Publié le 17 octobre 2022

Par Catherine Leroy
4 min de lecture
Protectionnisme, pouvoir d'achat, inflation... Les sujets d'inquiétude ne manquent pas pour Carlos Tavares, le dirigeant de Stellantis. Les décisions règlementaires et politiques font peser de graves risques d'instabilités sociales.
Carlos Tavares, directeur général de Stellantis.
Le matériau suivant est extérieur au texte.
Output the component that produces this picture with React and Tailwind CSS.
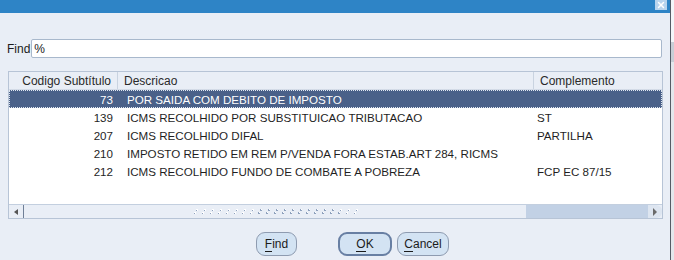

Les motorisations hybrides doivent continuer à être soutenues sous peine de conséquences sociales insoutenables : le message de Carlos Tavares, directeur général de Stellantis, est sans appel. Lors d'un échange avec la presse, sur le Mondial de l'Automobile, ce dernier ne s'est pas privé de remettre une charge sur le dogmatisme des décisions prises par la Commission européenne et notamment l'arrêt du moteur thermique en 2035.

 

"Cette décision dogmatique a des conséquences sociales qui seront bientôt ingérables. Avant le vote européen, les conséquences sur l'emploi étaient visibles mais aujourd'hui l'inflation vient également rebattre les cartes d'un point de vue social. Si nous interdisons la liberté de mouvement aux classes moyennes, nous risquons de graves mouvements sociaux", a-t-il prévenu tout en précisant que la hausse du prix des matières premières retarde la possibilité de produire une véhicule électrique à 20 000 euros dans les trois à cinq ans.

 

Soutenir le mild hybride jusqu'en 2035

 

Les chiffres sont têtus : le parc automobile est composé de véhicules dont la moyenne d'âge atteint douze ans et dont les émissions sont aujourd'hui supérieures à 200 g de CO2/km. Alors qu'aujourd'hui une compacte de segment B mild hybride émet moins de 100 g de CO2.

 

"Si vous ne gardez pas une offre de modèle dont le prix est compris entre 15 000 et 20 000 euros, les classes moyennes vont garder leur voiture et l'impact environnemental des ventes de véhicules électriques sera marginal. En revanche, renouveler un parc en divisant par deux les émissions de CO2, aura un effet volume important et des conséquences positives pour la planète", a détaillé Carlos Tavares.

 

Ce phénomène d'exclusion des classes moyennes est actuellement accentué par les stratégies des dirigeants mondiaux avec "la création de bulles de protection, américaine, européenne et chinoise". A l'intérieur de ces bulles, la fabrication des sous-ensembles et des véhicules est protégée, à l'instar de l'Inflation Réduction Act mise en place par Joe Biden, président des Etats-Unis.

 

Créations de bulles protectionnistes

 

"Si entre ces différentes bulles, des taxes à l'importation sont instaurées, ce qui est la tendance actuelle, il faudra que nous produisions en Europe pour l'Europe mais la question est quel bénéfice les citoyens vont-ils en tirer", s'interroge le dirigeant de Stellantis qui précise que pendant 30 ans, le pouvoir d'achat des classes moyennes  était basé sur des productions réalisées hors d'Europe. "La hausse des prix sera la conséquence de ce schéma de pensée", poursuit-il.

 

Mais l'instauration de ces zones de protection arrive au moment où la réglementation impose les motorisations électriques en 2035, le prix des matières premières explose venant renchérir le coût total de fabrication.

 

"Notre point mort est fixé à 40 % de nos recettes, nous sommes donc bien armés pour résister mais bien sûr nous devons préserver nos marges pour assurer notre avenir et rendre l'entreprise neutre en carbone en 2038. Mais, lors de créations de bulles,  il ne fait oublier que le système va s'organiser pour créer une insuffisance d'offres, venant alimenter l'inflation. Cette dérive va devenir insupportable car l'inflation génère une hausse des taux d'intérêt, nécessitant toujours plus de subventions et nous allons finir comme au Vénézuela !, " s'alarme Carlos Tavares qui demande aux dirigeants politiques de faire attention à la superficialité dans les raisonnements.

 

Selon ce dernier, le meilleur moyen de répondre à cette tendance de créations de zones protégées serait au moins d'appliquer aux constructeurs chinois les mêmes conditions d'entrée sur le sol européen que ces derniers imposent aux constructeurs européens à l'entrée de leur propre marché, "au lieu de leur dérouler le tapis rouge, nous devons appliquer une symétrie des conditions d'entrée".